Lemalar | Yirmibeşinci Lema | 211
(205-221)

Eğer teslimiyetle, rıza ile, hastalığın hikmetini düşünmekle o merak gitse, o maddî hastalığın mühim bir kökü kesilir, hafifleşir, kısmen gider. Husûsan evhamla bir dirhem maddî hastalık, ba’zan merak vâsıtasiyle on dirhem kadar büyür. Merak kesilmesiyle, o hastalığın onda dokuzu gider. Merak, hastalığı ziyade ettiği gibi, hikmet-i İlâhîyyeyi ittiham ve rahmet-i İlâhîyyeyi tenkid ve Hâlik-ı Rahîminden şekva hükmünde olduğu için, aks-i maksadiyle tokat yer, hastalığını ziyadeleştirir. Evet, nasılki şükür ni’meti ziyadeleştirir.. öyle de şekva; hastalığı, musîbeti tezyid eder. Hem merakın kendisi de bir hastalıktır. Onun ilacı, hastalığın hikmetini bilmektir. Mâdem hikmetini, faidesini bildin; o merhemi meraka sür kurtul. Ah yerine oh de, vâesefâ yerine “Elhamdülillâhi Alâ Külli Hal” söyle.

ON BİRİNCİ DEVA: Ey sabırsız hasta kardeş! Hastalık, hazır bir elemi sana vermekle beraber.. evvelki hastalığından bugüne kadar o hastalığın zevalindeki bir lezzet-i ma’nevîye ve sevabındaki bir lezzet-i ruhiye veriyor. Bu günden, belki bu saatten sonraki zamanda hastalık yok, elbette yoktan elem yok; elem olmazsa teessür olamaz... Sen yanlış bir sûrette tevehhüm ettiğin için sabırsızlık geliyor. Çünkü, bugünden evvel bütün hastalık zamanının maddisi gitmekle, elemi de beraber gitmiş; kendindeki sevabı ve zevâlindeki lezzet kalmış. Sana kâr ve sürur vermek lâzım gelirken, onları düşünüp müteellim olmak ve sabırsızlık etmek divâneliktir.
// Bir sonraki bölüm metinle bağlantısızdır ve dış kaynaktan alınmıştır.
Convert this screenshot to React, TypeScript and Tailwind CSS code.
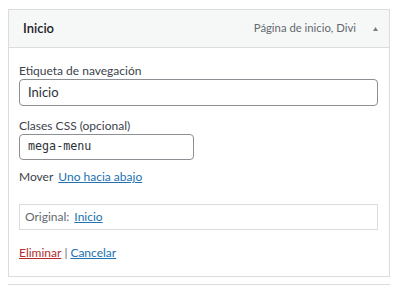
export default function App() {
  return (
    <div className="min-h-[285px] w-[400px] bg-white pt-[9px] pl-[8px] font-['Lato','Noto_Sans',sans-serif] text-[12px] text-[#3c434a]">
      <div className="w-[382px] border border-[#dcdcde]">
        <div className="flex h-[38px] items-center border-b border-[#dcdcde] bg-[#f6f7f7] pl-[14px] pr-[10px]">
          <span className="flex-1 text-[13px] font-semibold text-[#1d2327]">Inicio</span>
          <span className="text-[11.3px] text-[#646970]">Página de inicio, Divi</span>
          <svg width="7" height="6" viewBox="0 0 7 6" className="ml-[16px]">
            <path d="M3.5 1 L6 5 L1 5 Z" fill="#787c82" />
          </svg>
        </div>
        <div className="px-[10px] pt-[15px] pb-[15px]">
          <label className="block h-[16px] leading-[16px]">Etiqueta de navegación</label>
          <div className="flex h-[27px] w-[359px] items-center rounded-[4px] border border-[#8c8f94] px-[8px] text-[13px] text-[#2c3338]">
            Inicio
          </div>
          <label className="mt-[12px] block h-[16px] leading-[16px]">Clases CSS (opcional)</label>
          <div className="flex h-[26px] w-[175px] items-center rounded-[4px] border border-[#8c8f94] px-[8px] font-['DejaVu_Sans_Mono',monospace] text-[11.7px] text-[#2c3338]">
            mega-menu
          </div>
          <div className="mt-[9px] flex h-[16px] items-center gap-[5px] leading-[16px]">
            <span>Mover</span>
            <a className="text-[#2271b1] underline">Uno hacia abajo</a>
          </div>
          <div className="mt-[19px] flex h-[26px] w-[359px] items-center gap-[5px] border border-[#dcdcde] px-[5px] text-[#646970]">
            <span>Original:</span>
            <a className="text-[#2271b1] underline">Inicio</a>
          </div>
          <div className="mt-[15px] flex h-[16px] items-center gap-[3px] leading-[16px]">
            <a className="text-[#b32d2e] underline">Eliminar</a>
            <span className="text-[#646970]">|</span>
            <a className="text-[#2271b1] underline">Cancelar</a>
          </div>
        </div>
      </div>
      <div className="mt-[7px] w-[382px] border-t border-[#dcdcde]" />
    </div>
  );
}
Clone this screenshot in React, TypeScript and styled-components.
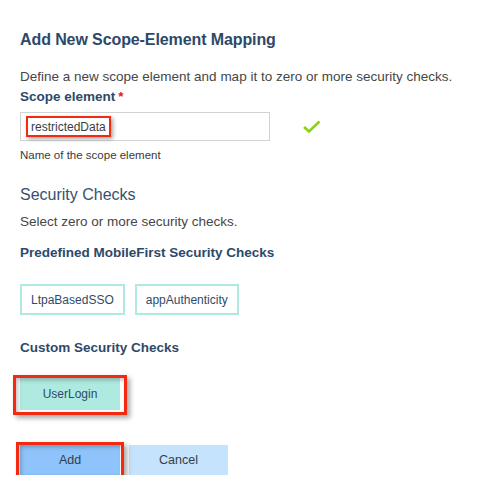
import React from "react";
import styled, { createGlobalStyle } from "styled-components";

const Global = createGlobalStyle`
  html, body { margin: 0; padding: 0; background: #ffffff; }
  body { font-family: "Liberation Sans", Arial, sans-serif; }
`;

const Page = styled.div`
  padding: 30px 20px 0 20px;
  display: flex;
  flex-direction: column;
  align-items: flex-start;
  color: #2c4a6b;
`;

const Title = styled.h1`
  margin: 0;
  font-size: 16px;
  line-height: 20px;
  font-weight: bold;
  letter-spacing: -0.1px;
  color: #2d4969;
`;

const Text = styled.p<{ $top: number }>`
  margin: ${(p) => p.$top}px 0 0 0;
  font-size: 13.5px;
  line-height: 18px;
  color: #464646;
  white-space: nowrap;
`;

const Label = styled.div<{ $top: number }>`
  margin-top: ${(p) => p.$top}px;
  font-size: 13.5px;
  line-height: 18px;
  font-weight: bold;
  color: #2d4969;
`;

const Required = styled.span`
  color: #e0182d;
  margin-left: 3px;
`;

const InputRow = styled.div`
  margin-top: 6px;
  display: flex;
  align-items: center;
`;

const Field = styled.div`
  box-sizing: border-box;
  width: 250px;
  height: 29px;
  border: 1px solid #cfd3d3;
  display: flex;
  align-items: center;
  padding-left: 5px;
`;

const MarkedValue = styled.span`
  box-sizing: border-box;
  display: inline-flex;
  align-items: center;
  height: 21px;
  padding: 0 3px 0 3px;
  border: 2px solid #f22a12;
  box-shadow: 2px 2px 4px rgba(0, 0, 0, 0.35);
  font-size: 12px;
  color: #3d3d3d;
`;

const Check = styled.svg`
  margin-left: 33px;
  width: 18px;
  height: 14px;
`;

const Helper = styled.div`
  margin-top: 7px;
  font-size: 11.5px;
  line-height: 14px;
  color: #3a3a3a;
`;

const Section = styled.h2`
  margin: 22px 0 0 0;
  font-size: 16px;
  line-height: 22px;
  font-weight: normal;
  color: #36506f;
`;

const ChipRow = styled.div<{ $top: number }>`
  margin-top: ${(p) => p.$top}px;
  display: flex;
  gap: 10px;
`;

const Chip = styled.div<{ $selected?: boolean }>`
  box-sizing: border-box;
  height: ${(p) => (p.$selected ? 32 : 31)}px;
  padding: 0 ${(p) => (p.$selected ? 0 : 9)}px;
  display: flex;
  align-items: center;
  justify-content: center;
  border: 2px solid #aeeadf;
  background: ${(p) => (p.$selected ? "#aeeadf" : "#ffffff")};
  font-size: 12px;
  color: #2f4b68;
  ${(p) => (p.$selected ? "width: 100px;" : "")}
`;

const Marked = styled.div<{ $l: number; $t: number; $r: number; $b: number }>`
  position: relative;
  &::after {
    content: "";
    position: absolute;
    left: -${(p) => p.$l}px;
    top: -${(p) => p.$t}px;
    right: -${(p) => p.$r}px;
    bottom: -${(p) => p.$b}px;
    border: 3px solid #f22a12;
    box-shadow: 3px 3px 5px rgba(0, 0, 0, 0.35), inset 2px 2px 4px rgba(0, 0, 0, 0.25);
    pointer-events: none;
  }
`;

const Actions = styled.div`
  margin-top: 35px;
  display: flex;
  gap: 9px;
`;

const Button = styled.button<{ $primary?: boolean }>`
  box-sizing: border-box;
  width: ${(p) => (p.$primary ? 100 : 99)}px;
  height: 30px;
  border: none;
  margin: 0;
  padding: 0;
  background: ${(p) => (p.$primary ? "#8ec4fb" : "#c6e3fd")};
  font-family: "Liberation Sans", Arial, sans-serif;
  font-size: 12.5px;
  color: #333d47;
`;

export default function App() {
  return (
    <>
      <Global />
      <Page>
        <Title>Add New Scope-Element Mapping</Title>
        <Text $top={18}>Define a new scope element and map it to zero or more security checks.</Text>
        <Label $top={2}>
          Scope element<Required>*</Required>
        </Label>
        <InputRow>
          <Field>
            <MarkedValue>restrictedData</MarkedValue>
          </Field>
          <Check viewBox="0 0 18 14">
            <polyline points="1,7 6,11.5 16.5,1.5" fill="none" stroke="#8cd211" strokeWidth="2.6" />
          </Check>
        </InputRow>
        <Helper>Name of the scope element</Helper>
        <Section>Security Checks</Section>
        <Text $top={7}>Select zero or more security checks.</Text>
        <Label $top={13}>Predefined MobileFirst Security Checks</Label>
        <ChipRow $top={22}>
          <Chip>LtpaBasedSSO</Chip>
          <Chip>appAuthenticity</Chip>
        </ChipRow>
        <Label $top={24}>Custom Security Checks</Label>
        <ChipRow $top={21}>
          <Marked $l={7} $t={3} $r={7} $b={5}>
            <Chip $selected>UserLogin</Chip>
          </Marked>
        </ChipRow>
        <Actions>
          <Marked $l={4} $t={3} $r={4} $b={3}>
            <Button $primary>Add</Button>
          </Marked>
          <Button>Cancel</Button>
        </Actions>
      </Page>
    </>
  );
}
Gelecek günler daha gelmemişler... onları şimdiden düşünüp, yok bir günde, yok olan bir hastalıktan, yok olan bir elemden tevehhüm ile düşünüp müteellim olmak, sabırsızlık göstermekle, üç mertebe yok yoğa vücûd rengi vermek, divânelik değil de nedir? Mâdem bu saatten evvelki hastalık zamanları ise sürur veriyor. Ve mâdem, yine bu saatten sonraki zaman ma’dûm, hastalık ma’dûm, elem ma’dûmdur. Sen, Cenâb-ı Hakk’ın sana verdiği bütün sabır kuvvetini böyle sağa sola dağıtma; bu saatteki eleme karşı tahşid et; “YA SABÛR!” de, dayan.

ON İKİNCİ DEVA: Ey hastalık sebebiyle ibâdet ve evradından mahrum kalan ve o mahrumiyetten teessüf eden hasta! Bil ki: Hadisce sabittir ki; “müttakî bir mü’min, hastalık sebebiyle yapamadığı dâimi virdinin sevabını, hastalık zamanında yine kazanır.” Farzı, mümkün olduğu kadar yerine getiren bir hasta, sabır ve tevekkül ile ve farzlarını yerine getirmekle o ağır hastalık zamanında sâir sünnetlerin yerini, hem hâlis bir sûrette, hastalık tutar. Hem hastalık, insandaki aczini, zaafını ihsas eder. O aczin lîsaniyle ve zaafın diliyle halen ve kalen bir duâ ettirir. Cenâb-ı Hak, insana hadsiz bir acz ve nihayetsiz bir zaaf vermiş.. tâ ki dâimi bir sûrette dergâh-ı İlâhîyeye iltica edip niyaz etsin, duâ etsin.